Let’s say someone comes to us and says they have to file a few years worth of tax returns, their books and records are a mess and they don’t have much in the way of supporting data, we will do our absolute best to recreate the books and records that they have, but in their tax returns, we will also have to include a disclosure telling the IRS that we have prepared this tax return to the best of our ability with the information provided and we have made inquiries of the client where necessary, where we saw gaps of information. It may prompt an audit so most clients don’t like the disclosure, they don’t want it included since it is almost a bit of a red flag, so to speak.

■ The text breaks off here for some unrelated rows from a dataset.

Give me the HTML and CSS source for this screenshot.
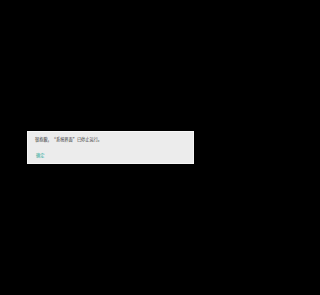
FILE: index.html
```html
<!DOCTYPE html>
<html lang="zh-CN">
<head>
<meta charset="utf-8">
<link rel="stylesheet" href="styles.css">
</head>
<body>
<div class="screen">
  <div class="dialog">
    <p class="message">很抱歉，“系统界面”已停止运行。</p>
    <div class="actions"><span class="button">确定</span></div>
  </div>
</div>
</body>
</html>
```
FILE: styles.css
```css
html, body {
  margin: 0;
  padding: 0;
  background: #000;
}
.screen {
  width: 221px;
  height: 295px;
  background: #000;
  padding-top: 131px;
  padding-left: 27px;
  box-sizing: border-box;
}
.dialog {
  width: 167px;
  height: 33px;
  box-sizing: border-box;
  background: #ececec;
  border: 1px solid #f7f7f7;
  padding: 5px 0 0 7px;
  font-family: "Noto Sans CJK SC", "Noto Sans", sans-serif;
  font-size: 4.2px;
  line-height: 5px;
}
.message {
  margin: 0;
  color: #333;
}
.actions {
  display: flex;
  margin-top: 11px;
  padding-left: 1px;
}
.button {
  color: #2aa99a;
}
```
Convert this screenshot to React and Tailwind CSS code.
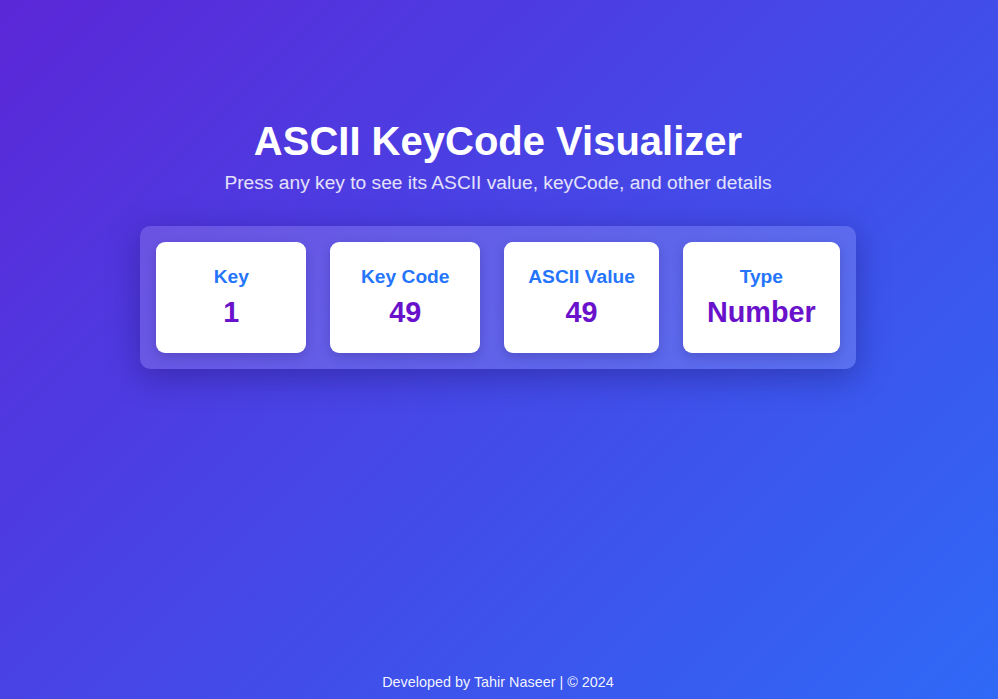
export default function App() {
  const items = [
    { label: "Key", value: "1" },
    { label: "Key Code", value: "49" },
    { label: "ASCII Value", value: "49" },
    { label: "Type", value: "Number" },
  ];
  return (
    <div
      className="min-h-screen flex flex-col items-center text-white bg-[linear-gradient(135deg,#5b27d7,#2f69f6)]"
      style={{ fontFamily: '"Liberation Sans", Arial, sans-serif' }}
    >
      <main className="flex flex-col items-center pt-[118px] pr-[2px]">
        <h1 className="text-[40px] leading-[1.15] font-bold m-0">ASCII KeyCode Visualizer</h1>
        <p className="mt-2 text-[19.2px] leading-[1.15] text-white/85">
          Press any key to see its ASCII value, keyCode, and other details
        </p>
        <div className="mt-8 flex gap-6 p-4 rounded-[10px] bg-white/15 shadow-[0_8px_32px_rgba(20,10,80,0.35)]">
          {items.map((it) => (
            <div
              key={it.label}
              className="min-w-[150px] px-6 py-6 bg-white rounded-[9px] flex flex-col items-center gap-2 shadow-[0_4px_12px_rgba(20,10,80,0.2)]"
            >
              <div className="text-[19.2px] leading-[1.15] font-bold text-[#2575fc] whitespace-nowrap">{it.label}</div>
              <div className="text-[28.8px] leading-[1.15] font-bold text-[#6a11cb] whitespace-nowrap">{it.value}</div>
            </div>
          ))}
        </div>
      </main>
      <footer className="mt-auto pb-[8px] pr-[2px] text-[14.4px] leading-[1.15] text-white/95">
        Developed by Tahir Naseer | © 2024
      </footer>
    </div>
  );
}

I would not sign a tax return without that disclosure if the situation warrants it, which is not all the time but maybe 20 per cent of the time, so consistently. And if I were to compare that to any other industry, it is maybe two or three per cent.

Clients are going to go and shop around. If you’re going to a smaller practitioner or a sole practitioner or someone who hasn’t really worked in the cannabis industry before or other high-risk clients, they wouldn’t even know to include that disclosure necessarily. The person who signed that tax return would then face repercussions. Clients definitely need to do their due diligence on their advisor, it comes down to that as well.


Tip #4

Brace for a long, collaborative process

As an example, we are currently working on a project with a client that came to us about a full year ago now. They had four legal entities, plus their personal returns that they had not filed for four years. That is approximately 20 tax returns and we are just in the process of filing those now. Here is the thing, we have to go back and forth a bit. We ask them what supports they have, then we need to recreate them, then we need to clarify certain things, ask for additional supporting evidence, we forgot this account and this account. It is a process of really whittling down to the extent that we can file the most accurate return possible.